---- Source material
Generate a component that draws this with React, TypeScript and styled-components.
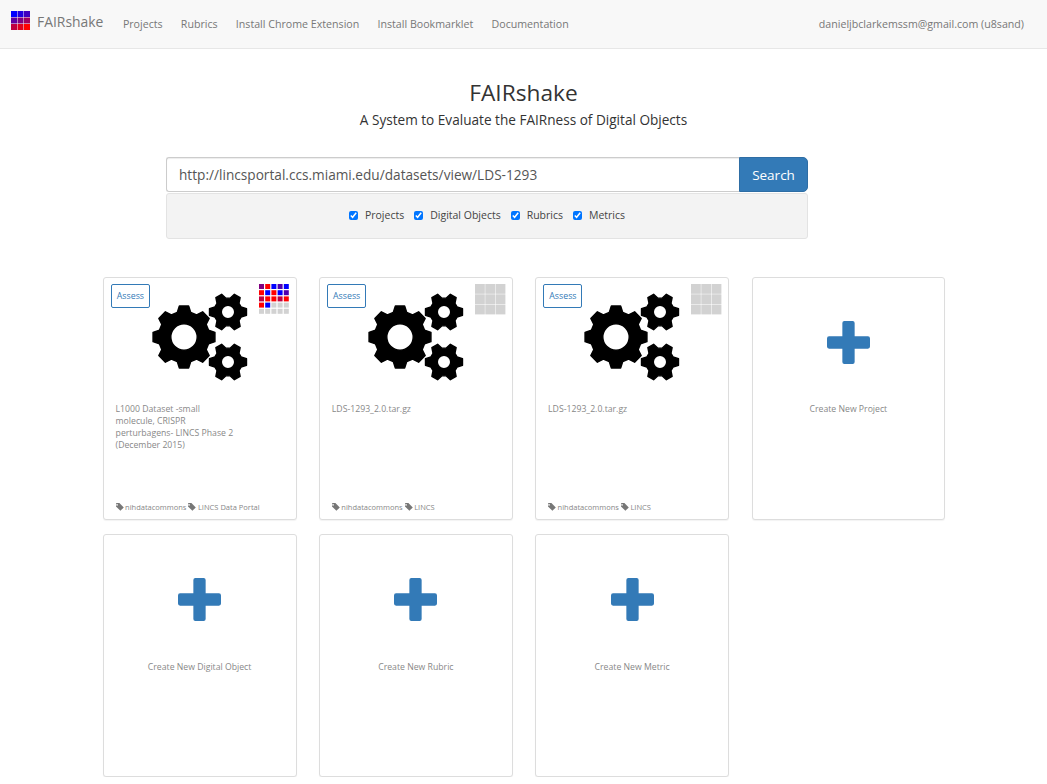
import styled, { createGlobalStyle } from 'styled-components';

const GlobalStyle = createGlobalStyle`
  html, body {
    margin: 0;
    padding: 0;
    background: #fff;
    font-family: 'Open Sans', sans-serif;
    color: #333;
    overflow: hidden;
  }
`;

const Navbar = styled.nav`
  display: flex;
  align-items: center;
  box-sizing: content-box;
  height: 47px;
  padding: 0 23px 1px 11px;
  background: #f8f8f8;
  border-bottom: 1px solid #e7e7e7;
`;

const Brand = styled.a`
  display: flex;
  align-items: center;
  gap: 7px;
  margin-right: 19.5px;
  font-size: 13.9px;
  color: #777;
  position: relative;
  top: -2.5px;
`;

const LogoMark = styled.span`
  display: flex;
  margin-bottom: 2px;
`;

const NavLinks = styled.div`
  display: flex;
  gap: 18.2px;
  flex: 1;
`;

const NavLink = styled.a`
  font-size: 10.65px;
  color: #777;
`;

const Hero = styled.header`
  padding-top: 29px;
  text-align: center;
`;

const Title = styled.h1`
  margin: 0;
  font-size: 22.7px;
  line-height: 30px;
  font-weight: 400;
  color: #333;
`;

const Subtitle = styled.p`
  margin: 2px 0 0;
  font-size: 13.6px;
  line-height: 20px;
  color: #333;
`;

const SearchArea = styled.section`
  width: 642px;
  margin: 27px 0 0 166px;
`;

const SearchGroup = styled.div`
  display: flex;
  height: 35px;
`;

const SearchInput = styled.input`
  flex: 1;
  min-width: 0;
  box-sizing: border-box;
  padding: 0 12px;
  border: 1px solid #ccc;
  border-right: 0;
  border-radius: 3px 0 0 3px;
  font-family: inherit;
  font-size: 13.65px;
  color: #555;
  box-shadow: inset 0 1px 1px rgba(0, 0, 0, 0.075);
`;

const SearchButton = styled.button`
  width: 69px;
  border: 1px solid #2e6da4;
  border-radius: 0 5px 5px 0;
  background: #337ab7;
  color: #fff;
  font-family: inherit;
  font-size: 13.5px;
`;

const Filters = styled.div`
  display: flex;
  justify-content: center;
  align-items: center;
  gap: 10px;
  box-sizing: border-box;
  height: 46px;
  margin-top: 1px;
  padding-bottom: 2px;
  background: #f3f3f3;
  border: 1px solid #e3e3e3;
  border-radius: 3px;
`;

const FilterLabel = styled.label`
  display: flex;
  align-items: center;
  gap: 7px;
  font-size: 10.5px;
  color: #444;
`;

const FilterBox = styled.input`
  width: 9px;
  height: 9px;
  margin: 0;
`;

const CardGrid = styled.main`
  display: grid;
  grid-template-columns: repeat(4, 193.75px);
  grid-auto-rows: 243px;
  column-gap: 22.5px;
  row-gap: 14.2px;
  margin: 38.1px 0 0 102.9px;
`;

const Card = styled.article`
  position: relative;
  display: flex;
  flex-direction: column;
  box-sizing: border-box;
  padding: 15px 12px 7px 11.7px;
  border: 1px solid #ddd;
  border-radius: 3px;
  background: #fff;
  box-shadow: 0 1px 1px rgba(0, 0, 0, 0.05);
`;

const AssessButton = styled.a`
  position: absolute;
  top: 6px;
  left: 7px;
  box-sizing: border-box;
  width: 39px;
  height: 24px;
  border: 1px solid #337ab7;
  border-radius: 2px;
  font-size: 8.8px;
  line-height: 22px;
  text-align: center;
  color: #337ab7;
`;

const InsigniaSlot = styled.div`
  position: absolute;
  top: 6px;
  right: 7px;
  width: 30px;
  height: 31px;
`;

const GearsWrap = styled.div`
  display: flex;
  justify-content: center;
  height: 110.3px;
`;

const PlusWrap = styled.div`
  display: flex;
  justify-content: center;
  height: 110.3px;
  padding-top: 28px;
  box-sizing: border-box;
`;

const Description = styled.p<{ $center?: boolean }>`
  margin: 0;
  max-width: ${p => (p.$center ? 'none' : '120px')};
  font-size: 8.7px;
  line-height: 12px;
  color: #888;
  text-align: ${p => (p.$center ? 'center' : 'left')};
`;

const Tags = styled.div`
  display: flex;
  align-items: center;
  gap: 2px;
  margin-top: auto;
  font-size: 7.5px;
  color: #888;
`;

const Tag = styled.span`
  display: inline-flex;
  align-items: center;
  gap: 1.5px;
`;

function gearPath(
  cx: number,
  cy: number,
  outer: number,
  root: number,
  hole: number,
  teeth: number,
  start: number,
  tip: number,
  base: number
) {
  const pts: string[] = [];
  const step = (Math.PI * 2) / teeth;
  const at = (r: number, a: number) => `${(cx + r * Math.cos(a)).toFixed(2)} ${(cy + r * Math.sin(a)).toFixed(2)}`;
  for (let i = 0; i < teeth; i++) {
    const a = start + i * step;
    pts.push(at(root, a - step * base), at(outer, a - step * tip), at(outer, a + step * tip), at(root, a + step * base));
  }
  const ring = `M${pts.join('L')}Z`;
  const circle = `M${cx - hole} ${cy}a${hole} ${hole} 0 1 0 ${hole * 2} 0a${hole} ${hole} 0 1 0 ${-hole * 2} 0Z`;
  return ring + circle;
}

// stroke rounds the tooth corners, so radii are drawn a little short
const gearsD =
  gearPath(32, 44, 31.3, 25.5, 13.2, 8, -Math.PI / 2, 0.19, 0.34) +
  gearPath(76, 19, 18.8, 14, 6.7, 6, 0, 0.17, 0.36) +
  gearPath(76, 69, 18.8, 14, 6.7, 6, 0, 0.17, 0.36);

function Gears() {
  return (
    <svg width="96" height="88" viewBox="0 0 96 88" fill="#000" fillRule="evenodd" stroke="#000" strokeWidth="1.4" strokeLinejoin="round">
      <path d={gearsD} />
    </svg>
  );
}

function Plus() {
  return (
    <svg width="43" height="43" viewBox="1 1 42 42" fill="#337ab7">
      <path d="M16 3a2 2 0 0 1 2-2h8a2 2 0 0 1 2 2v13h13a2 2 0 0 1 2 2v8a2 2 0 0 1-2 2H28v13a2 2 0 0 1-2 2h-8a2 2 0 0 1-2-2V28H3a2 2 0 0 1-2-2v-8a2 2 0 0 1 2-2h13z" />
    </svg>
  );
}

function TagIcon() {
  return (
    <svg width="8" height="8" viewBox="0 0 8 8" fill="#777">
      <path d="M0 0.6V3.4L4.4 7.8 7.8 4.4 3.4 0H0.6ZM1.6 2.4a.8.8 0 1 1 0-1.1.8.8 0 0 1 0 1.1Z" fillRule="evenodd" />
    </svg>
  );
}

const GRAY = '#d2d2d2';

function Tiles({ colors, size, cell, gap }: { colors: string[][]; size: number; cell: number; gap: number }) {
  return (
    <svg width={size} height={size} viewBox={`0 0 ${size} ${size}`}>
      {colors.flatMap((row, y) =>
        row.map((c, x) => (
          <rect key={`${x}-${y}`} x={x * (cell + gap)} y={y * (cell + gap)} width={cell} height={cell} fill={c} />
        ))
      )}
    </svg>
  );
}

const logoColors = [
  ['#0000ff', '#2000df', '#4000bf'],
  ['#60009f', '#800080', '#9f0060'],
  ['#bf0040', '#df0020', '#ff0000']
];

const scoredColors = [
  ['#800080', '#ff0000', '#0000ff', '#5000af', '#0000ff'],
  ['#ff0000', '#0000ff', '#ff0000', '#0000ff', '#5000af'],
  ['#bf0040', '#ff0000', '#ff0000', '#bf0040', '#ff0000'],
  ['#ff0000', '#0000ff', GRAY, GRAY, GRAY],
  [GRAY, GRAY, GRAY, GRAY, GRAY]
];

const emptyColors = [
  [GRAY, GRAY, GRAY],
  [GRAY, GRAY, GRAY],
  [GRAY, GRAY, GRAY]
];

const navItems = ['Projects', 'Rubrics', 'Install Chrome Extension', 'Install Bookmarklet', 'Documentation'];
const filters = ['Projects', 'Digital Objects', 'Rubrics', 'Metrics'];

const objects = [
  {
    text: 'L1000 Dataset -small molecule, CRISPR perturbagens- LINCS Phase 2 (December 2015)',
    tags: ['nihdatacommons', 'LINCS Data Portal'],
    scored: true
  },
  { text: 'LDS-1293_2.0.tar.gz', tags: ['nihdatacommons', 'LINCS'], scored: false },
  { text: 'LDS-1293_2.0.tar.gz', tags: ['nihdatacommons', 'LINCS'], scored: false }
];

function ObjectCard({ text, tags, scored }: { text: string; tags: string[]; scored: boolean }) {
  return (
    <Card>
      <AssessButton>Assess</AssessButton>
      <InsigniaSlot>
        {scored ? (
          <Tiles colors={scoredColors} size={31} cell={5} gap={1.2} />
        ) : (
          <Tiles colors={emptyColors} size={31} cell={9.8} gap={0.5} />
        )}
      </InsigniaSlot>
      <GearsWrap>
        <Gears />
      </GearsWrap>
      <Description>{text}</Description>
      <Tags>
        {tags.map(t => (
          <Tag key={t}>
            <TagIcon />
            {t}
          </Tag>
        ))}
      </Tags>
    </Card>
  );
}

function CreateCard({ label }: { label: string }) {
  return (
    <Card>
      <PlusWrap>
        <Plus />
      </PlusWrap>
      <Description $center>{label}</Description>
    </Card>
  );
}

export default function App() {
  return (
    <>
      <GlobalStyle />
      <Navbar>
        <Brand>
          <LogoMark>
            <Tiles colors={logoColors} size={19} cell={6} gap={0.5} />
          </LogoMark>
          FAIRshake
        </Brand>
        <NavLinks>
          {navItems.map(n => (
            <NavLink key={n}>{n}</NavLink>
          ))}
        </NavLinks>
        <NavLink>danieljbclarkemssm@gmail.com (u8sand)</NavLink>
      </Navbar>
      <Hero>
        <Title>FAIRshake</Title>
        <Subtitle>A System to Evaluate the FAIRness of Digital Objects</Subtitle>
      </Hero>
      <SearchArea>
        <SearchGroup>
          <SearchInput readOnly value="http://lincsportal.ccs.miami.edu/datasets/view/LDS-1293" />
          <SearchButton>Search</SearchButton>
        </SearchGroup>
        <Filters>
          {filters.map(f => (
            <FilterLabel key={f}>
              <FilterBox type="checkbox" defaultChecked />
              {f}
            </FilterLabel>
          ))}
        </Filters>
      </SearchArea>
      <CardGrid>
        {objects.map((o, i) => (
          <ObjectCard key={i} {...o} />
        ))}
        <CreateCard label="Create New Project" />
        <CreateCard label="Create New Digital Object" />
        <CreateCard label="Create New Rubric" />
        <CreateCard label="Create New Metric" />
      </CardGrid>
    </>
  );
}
--------
- _Written instruction_
Pick out lines containing the word "components", each one as written.

- _Task output_
Generate a component that draws this with React, TypeScript and styled-components.
import styled, { createGlobalStyle } from 'styled-components';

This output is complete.